The Appellate Court upheld the stop order.  The court observed that the common law emphasis on the hirer's degree of control over the details of the work in the determination of an employment relationship remains significant.  However, the court further observed that it was not the only factor to be considered in light of the history and remedial and social purposes of the Workers' Compensation Act.  The court noted that, unlike common law principles, the policies behind the Act are not concerned with "an employer's liability for injuries caused by his employee."  Instead, the court noted that the policies behind the Act concern "'which injuries to the employee should be insured against by the employer.[Citations.]....' [Citations.]" Ibid.  The court noted that the question of employment status must be decided with deference to the "purposes of the protective legislation" which is comprehensive coverage of injuries in employment.  The court further noted that the Act accomplishes this goal by defining "employment" broadly in terms of "service to an employer" and by including a general presumption that any person "in service to another" is a covered "employee."

In upholding the stop order, the appellate court focused on the factors in S.G. Borello & Sons, Inc. v.
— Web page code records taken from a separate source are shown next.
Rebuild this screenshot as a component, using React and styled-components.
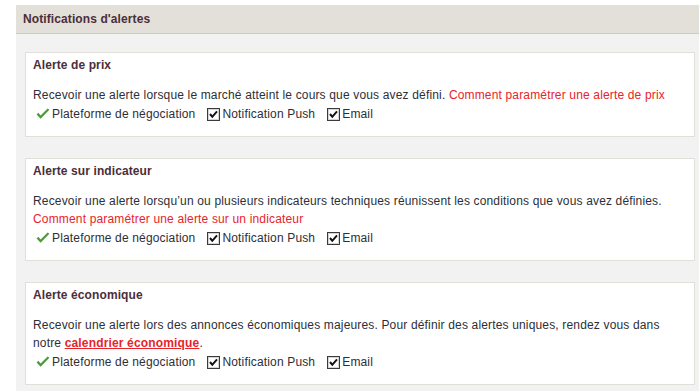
import React from "react";
import styled, { createGlobalStyle } from "styled-components";

const Global = createGlobalStyle`
  html, body { margin: 0; padding: 0; background: #ffffff; }
  body { font-family: "Liberation Sans", Arial, sans-serif; font-size: 12px; color: #333333; letter-spacing: 0.16px; }
`;

const Page = styled.div`
  padding: 5px 0 0 16px;
  width: 683px;
`;

const Header = styled.div`
  height: 28px;
  background: #e3e0d9;
  border-bottom: 1px solid #cdcac2;
  display: flex;
  align-items: center;
  padding-left: 7px;
  font-weight: bold;
  font-size: 12px;
  color: #4b2e39;
  letter-spacing: 0.1px;
`;

const Content = styled.div`
  background: #f2f2f2;
  padding: 18px 4px 8px 9px;
  display: flex;
  flex-direction: column;
  gap: 21px;
`;

const Card = styled.section`
  background: #ffffff;
  border: 1px solid #e2dfd8;
  padding: 4px 8px 12px 7px;
`;

const Title = styled.h3`
  margin: 0 0 13px 0;
  font-size: 12px;
  line-height: 16px;
  font-weight: bold;
  color: #4b2e39;
  letter-spacing: 0.1px;
`;

const Body = styled.p`
  margin: 0;
  line-height: 18px;
  color: #2e2e36;
`;

const Link = styled.a`
  color: #e8232a;
  text-decoration: ${(p) => (p.$strong ? "underline" : "none")};
  font-weight: ${(p) => (p.$strong ? "bold" : "normal")};
  cursor: pointer;
`;

const Options = styled.div`
  display: flex;
  align-items: center;
  gap: 12px;
  height: 20px;
  padding-left: 3px;
`;

const Option = styled.span`
  display: inline-flex;
  align-items: center;
  gap: 2px;
  color: #2e2e36;
`;

const Check = () => (
  <svg width="14" height="12" viewBox="0 0 14 12" aria-hidden="true">
    <path d="M0.6 6.4 L4.6 10.8 L13.4 1.8 L11.6 0.4 L4.6 7.4 L2.4 4.8 Z" fill="#4e9a3a" />
  </svg>
);

const Box = () => (
  <svg width="13" height="13" viewBox="0 0 13 13" aria-hidden="true">
    <rect x="0.5" y="0.5" width="12" height="12" fill="#ffffff" stroke="#3a3a3a" />
    <rect x="1.5" y="1.5" width="10" height="10" fill="none" stroke="#d4d4d4" />
    <path d="M3 6 L5.3 8.8 L10 3.4" fill="none" stroke="#111111" strokeWidth="2" />
  </svg>
);

const OptionRow = () => (
  <Options>
    <Option>
      <Check />
      Plateforme de négociation
    </Option>
    <Option>
      <Box />
      Notification Push
    </Option>
    <Option>
      <Box />
      Email
    </Option>
  </Options>
);

export default function App() {
  return (
    <>
      <Global />
      <Page>
        <Header>Notifications d'alertes</Header>
        <Content>
          <Card>
            <Title>Alerte de prix</Title>
            <Body>
              Recevoir une alerte lorsque le marché atteint le cours que vous avez défini.{" "}
              <Link>Comment paramétrer une alerte de prix</Link>
            </Body>
            <OptionRow />
          </Card>
          <Card>
            <Title>Alerte sur indicateur</Title>
            <Body>
              Recevoir une alerte lorsqu’un ou plusieurs indicateurs techniques réunissent les conditions que vous avez définies.
              <br />
              <Link>Comment paramétrer une alerte sur un indicateur</Link>
            </Body>
            <OptionRow />
          </Card>
          <Card>
            <Title>Alerte économique</Title>
            <Body>
              Recevoir une alerte lors des annonces économiques majeures. Pour définir des alertes uniques, rendez vous dans notre{" "}
              <Link $strong>calendrier économique</Link>.
            </Body>
            <OptionRow />
          </Card>
        </Content>
      </Page>
    </>
  );
}
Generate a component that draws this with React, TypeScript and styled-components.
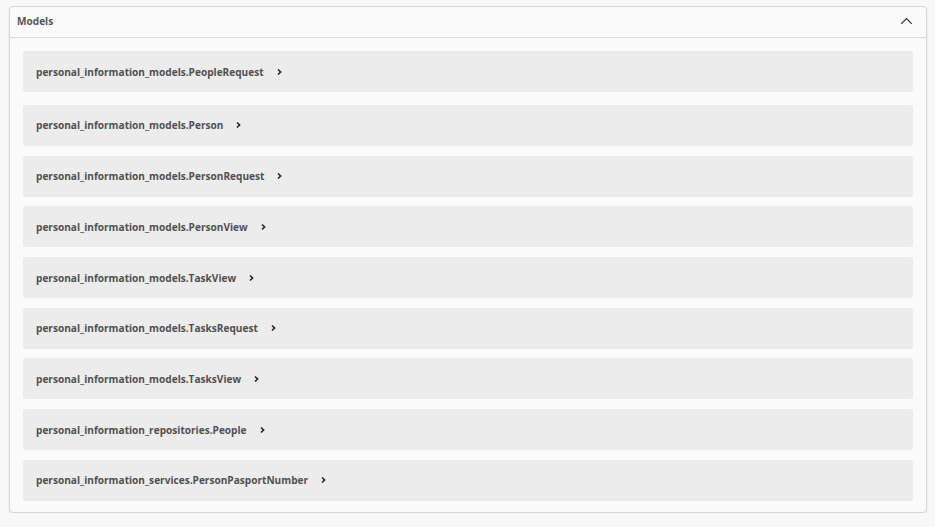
import React from "react";
import styled, { createGlobalStyle } from "styled-components";

const GlobalStyle = createGlobalStyle`
  html, body {
    margin: 0;
    padding: 0;
    background: #f8f8f8;
    font-family: "Open Sans", "Liberation Sans", sans-serif;
  }
`;

const Page = styled.div`
  padding: 6px 8px 0 9px;
`;

const Section = styled.section`
  width: 918px;
  box-sizing: border-box;
  border: 1px solid #d6d6d6;
  border-radius: 4px;
  background: #fafafa;
  box-shadow: 0 1px 2px rgba(0, 0, 0, 0.08);
`;

const Header = styled.div`
  display: flex;
  align-items: center;
  justify-content: space-between;
  box-sizing: content-box;
  height: 27px;
  padding: 0 12px 3px 7px;
  border-bottom: 1px solid #dcdcdc;
`;

const Title = styled.h4`
  margin: 0;
  font-size: 10.1px;
  font-weight: 700;
  color: #555;
`;

const Toggle = styled.button`
  display: flex;
  align-items: center;
  justify-content: center;
  width: 16px;
  height: 16px;
  padding: 0;
  border: none;
  background: transparent;
  cursor: pointer;
`;

const Body = styled.div`
  display: flex;
  flex-direction: column;
  gap: 9.7px;
  padding: 13px 13px 11px 13px;
`;

const Model = styled.div<{ $first?: boolean }>`
  display: flex;
  align-items: center;
  height: 41px;
  padding: 0 13px;
  background: #ececec;
  border-radius: 2px;
  margin-bottom: ${(p) => (p.$first ? "3.3px" : "0")};
  cursor: pointer;
`;

const ModelName = styled.span`
  font-size: 10.1px;
  font-weight: 700;
  color: #505050;
`;

const Arrow = styled.span`
  display: inline-flex;
  margin-left: 12px;
`;

const models = [
  "personal_information_models.PeopleRequest",
  "personal_information_models.Person",
  "personal_information_models.PersonRequest",
  "personal_information_models.PersonView",
  "personal_information_models.TaskView",
  "personal_information_models.TasksRequest",
  "personal_information_models.TasksView",
  "personal_information_repositories.People",
  "personal_information_services.PersonPasportNumber",
];

const ChevronRight = () => (
  <svg width="7" height="8" viewBox="0 0 7 8">
    <path d="M2 1.5 L4.6 4 L2 6.5" fill="none" stroke="#222" strokeWidth="1.6" />
  </svg>
);

const ChevronUp = () => (
  <svg width="13" height="8" viewBox="0 0 13 8">
    <path d="M1.2 6.8 L6.5 1.5 L11.8 6.8" fill="none" stroke="#333" strokeWidth="1.2" />
  </svg>
);

const App = () => {
  return (
    <>
      <GlobalStyle />
      <Page>
        <Section>
          <Header>
            <Title>Models</Title>
            <Toggle aria-label="Collapse models">
              <ChevronUp />
            </Toggle>
          </Header>
          <Body>
            {models.map((name, i) => (
              <Model key={name} $first={i === 0}>
                <ModelName>{name}</ModelName>
                <Arrow>
                  <ChevronRight />
                </Arrow>
              </Model>
            ))}
          </Body>
        </Section>
      </Page>
    </>
  );
};

export default App;
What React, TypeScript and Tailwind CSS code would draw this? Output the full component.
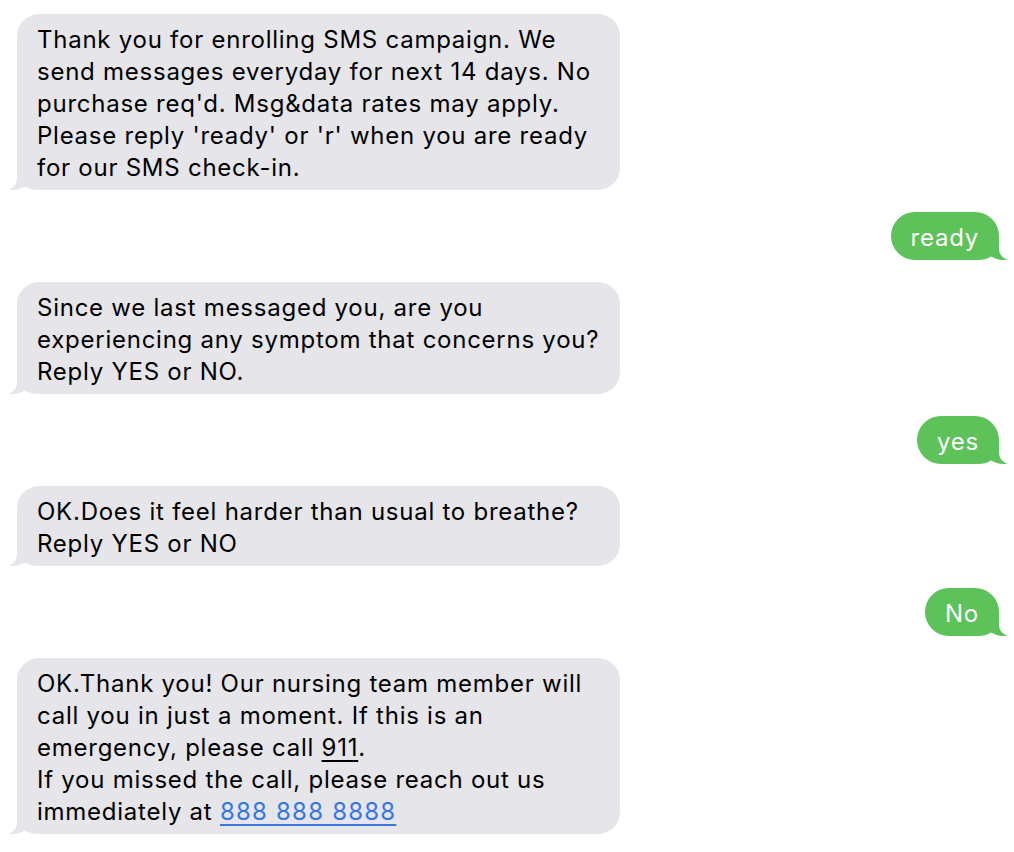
import React from "react";

const font = { fontFamily: "Inter, 'Noto Sans', sans-serif" };

function GrayTail() {
  return (
    <svg
      className="absolute left-[-9px] bottom-0"
      width="32"
      height="24"
      viewBox="0 0 32 24"
    >
      <path
        d="M9 0 L9 12 C9 18 6 22 0 23.6 C7 24.6 13 23 17 20.5 C20 23 25 24 32 24 L32 0 Z"
        fill="#e5e5ea"
      />
    </svg>
  );
}

function GreenTail() {
  return (
    <svg
      className="absolute right-[-9px] bottom-0"
      width="32"
      height="24"
      viewBox="0 0 32 24"
    >
      <path
        d="M23 0 L23 12 C23 18 26 22 32 23.6 C25 24.6 19 23 15 20.5 C12 23 7 24 0 24 L0 0 Z"
        fill="#5dc25a"
      />
    </svg>
  );
}

function Incoming({ children }: { children: React.ReactNode }) {
  return (
    <div className="relative ml-[17px] w-[603px] rounded-[22px] bg-[#e5e5ea] px-[20px] pt-[10px] pb-[6px] text-[24px] leading-[32px] tracking-[0.75px] text-black whitespace-nowrap">
      <GrayTail />
      <div className="relative">{children}</div>
    </div>
  );
}

function Outgoing({ children }: { children: React.ReactNode }) {
  return (
    <div className="relative mr-[15px] self-end rounded-[24px] bg-[#5dc25a] px-[20px] pt-[10px] pb-[6px] text-[24px] leading-[32px] tracking-[0.75px] text-white">
      <GreenTail />
      <div className="relative">{children}</div>
    </div>
  );
}

export default function App() {
  return (
    <div className="min-h-[852px] w-full bg-white" style={font}>
      <div className="flex flex-col gap-[22px] pt-[14px]">
        <Incoming>
          Thank you for enrolling SMS campaign. We
          <br />
          send messages everyday for next 14 days. No
          <br />
          purchase req'd. Msg&amp;data rates may apply.
          <br />
          Please reply 'ready' or 'r' when you are ready
          <br />
          for our SMS check-in.
        </Incoming>
        <Outgoing>ready</Outgoing>
        <Incoming>
          Since we last messaged you, are you
          <br />
          experiencing any symptom that concerns you?
          <br />
          Reply YES or NO.
        </Incoming>
        <Outgoing>yes</Outgoing>
        <Incoming>
          OK.Does it feel harder than usual to breathe?
          <br />
          Reply YES or NO
        </Incoming>
        <Outgoing>No</Outgoing>
        <Incoming>
          OK.Thank you! Our nursing team member will
          <br />
          call you in just a moment. If this is an
          <br />
          emergency, please call <span className="underline underline-offset-4">911</span>.
          <br />
          If you missed the call, please reach out us
          <br />
          immediately at{" "}
          <span className="text-[#3478e0] underline underline-offset-4 tracking-[1.2px]">888 888 8888</span>
        </Incoming>
      </div>
    </div>
  );
}
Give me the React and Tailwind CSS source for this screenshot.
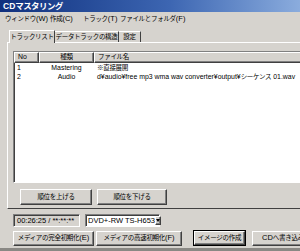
import React from "react";

const raised =
  "border border-t-white border-l-white border-r-[#404040] border-b-[#404040] shadow-[inset_-1px_-1px_0_#808080] bg-[#d6d3ce]";
const sunken =
  "border border-t-[#808080] border-l-[#808080] border-r-white border-b-white shadow-[inset_1px_1px_0_#404040]";

// japanese in the original is a narrow bitmap font, keep it small so glyphs don't collide
function J({ children }) {
  return <span className="text-[6.5px] tracking-[-0.3px]">{children}</span>;
}

function Btn({ children, className = "" }) {
  return (
    <div className={`${raised} flex items-center justify-center whitespace-nowrap ${className}`}>
      {children}
    </div>
  );
}

const rows = [
  { no: "1", kind: "Mastering", file: <J>※直接展開</J> },
  {
    no: "2",
    kind: "Audio",
    file: (
      <>
        d¥audio¥free mp3 wma wav converter¥output¥<J>シーケンス</J> 01.wav
      </>
    ),
  },
];

export default function App() {
  return (
    <div
      className="w-[300px] h-[251px] overflow-hidden bg-[#d6d3ce] text-[7.5px] leading-none text-black whitespace-nowrap"
      style={{ fontFamily: '"Liberation Sans", "Noto Sans CJK JP", sans-serif' }}
    >
      <div className="w-[340px] h-[251px] flex flex-col border-b-[3px] border-b-[#8a8884]">
        {/* title bar */}
        <div className="h-[12px] bg-gradient-to-r from-[#10307e] via-[#3d66b2] to-[#a4c2ea] flex items-center pl-[3px] text-white font-bold text-[8.5px]">
          CD<span className="tracking-[-0.6px]">マスタリング</span>
        </div>

        {/* menu bar */}
        <div className="h-[13px] flex items-center pl-[5px]">
          <span className="w-[45px]"><J>ウィンドウ</J>(W)</span>
          <span className="w-[33px]"><J>作成</J>(C)</span>
          <span className="w-[37px]"><J>トラック</J>(T)</span>
          <span><J>ファイルとフォルダ</J>(F)</span>
        </div>

        <div className="pl-[7px] pt-[4px]">
          {/* tabs */}
          <div className="flex items-end h-[13px] pl-[2px]">
            <div className="h-[13px] w-[46px] justify-center flex items-center border border-b-0 border-t-white border-l-white border-r-[#404040] bg-[#d6d3ce] relative top-[1px] z-10">
              <J>トラックリスト</J>
            </div>
            <div className="h-[11px] w-[64px] justify-center flex items-center border border-b-0 border-t-white border-l-0 border-r-[#404040]">
              <J>データトラックの構造</J>
            </div>
            <div className="h-[11px] w-[22px] justify-center flex items-center border border-b-0 border-t-white border-l-0 border-r-[#404040]">
              <J>設定</J>
            </div>
          </div>

          {/* tab panel */}
          <div className="h-[167px] border border-t-white border-l-white border-b-[#404040] border-r-[#404040] pl-[5px] pt-[8px]">
            <div className={`${sunken} bg-white h-[132px] w-[330px] text-[6.9px]`}>
              <div className="flex h-[11px]">
                <div className={`${raised} w-[25px] pl-[3px] flex items-center`}>No</div>
                <div className={`${raised} w-[55px] flex items-center justify-center`}><J>種類</J></div>
                <div className={`${raised} flex-1 pl-[3px] flex items-center`}><J>ファイル名</J></div>
              </div>
              <div className="pt-[1px]">
                {rows.map((r) => (
                  <div key={r.no} className="flex h-[9px] items-center">
                    <div className="w-[25px] pl-[3px]">{r.no}</div>
                    <div className="w-[55px] text-center">{r.kind}</div>
                    <div className="pl-[3px]">{r.file}</div>
                  </div>
                ))}
              </div>
            </div>

            <div className="flex gap-[5px] mt-[6px] ml-[7px]">
              <Btn className="w-[72px] h-[16px]"><J>順位を上げる</J></Btn>
              <Btn className="w-[70px] h-[16px]"><J>順位を下げる</J></Btn>
            </div>
          </div>
        </div>

        {/* status row */}
        <div className="flex items-center gap-[5px] pl-[13px] mt-[5px]">
          <div className={`${sunken} w-[67px] h-[13px] flex items-center pl-[3px]`}>
            00:26:25 / **:**:**
          </div>
          <div className={`${sunken} bg-white w-[75px] h-[13px] flex items-center pl-[2px] pr-[1px]`}>
            <span className="flex-1">DVD+-RW TS-H653</span>
            <div className={`${raised} w-[9px] h-[9px] flex items-center justify-center`}>
              <span className="block w-0 h-0 border-l-[2.5px] border-r-[2.5px] border-t-[3px] border-l-transparent border-r-transparent border-t-black" />
            </div>
          </div>
        </div>

        {/* bottom buttons */}
        <div className="flex items-center pl-[13px] mt-[3px]">
          <Btn className="w-[81px] h-[15px]"><J>メディアの完全初期化</J>(E)</Btn>
          <Btn className="w-[86px] h-[15px] ml-[2px]"><J>メディアの高速初期化</J>(F)</Btn>
          <div className="ml-[11px] border border-black">
            <Btn className="w-[51px] h-[14px]"><J>イメージの作成</J></Btn>
          </div>
          <Btn className="w-[60px] h-[15px] ml-[6px] justify-start pl-[9px]">CD<J>へ書き込み</J></Btn>
        </div>
      </div>
    </div>
  );
}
Department of Industrial Relations, supra,which include:

(1) whether there is a right to fire at will without cause; (2) whether the one performing services is engaged in a distinct occupation or business; (3) the kind of occupation, with reference to whether, in the locality, the work is usually done under the direction of the principal or by a specialist without supervision; (4) the skill required in the particular occupation; (5) whether the principal or the worker supplies the instrumentalities, tools, and the place of work for the person doing the work; (6) the length of time for which the services are to be performed; (7) the method of payment, whether by the time or by the job; (8) whether or not the work is a part of the regular business of the principal; (9) whether or not the parties believe they are creating an employer-employee relationship; (10) whether the classification of independent contractor is bona fide and not a subterfuge to avoid employee status; (11) the hiree's degree of investment other than personal service in his or her own business and whether the hiree holds himself or herself out to be in business with an independent business license; (12) whether the hiree has employees; (13) the hiree's opportunity for profit or loss depending on his or her managerial skill; and (14) whether the service rendered is an integral part of the alleged employer's business. (Citation omitted).

Upon evaluating the Borello factors, the appellate court concluded that the functions performed by the drivers did not require a high degree of skill and that the functions constituted the integral heart of JKH's business.  The court was not persuaded by JKH's arguments focusing on its lack of control over the drivers' work.

CONCLUSION

Employers must carefully consider the Borello factors in determining whether to classify their workers as independent contractors because the consequences of misclassifying can be costly.  Not only is the employer on the hook with workers' compensation but there are also various wage and hour requirements, including but not limited to, meal and rest period requirements and overtime, for which an employer is liable when an employee has been misclassified.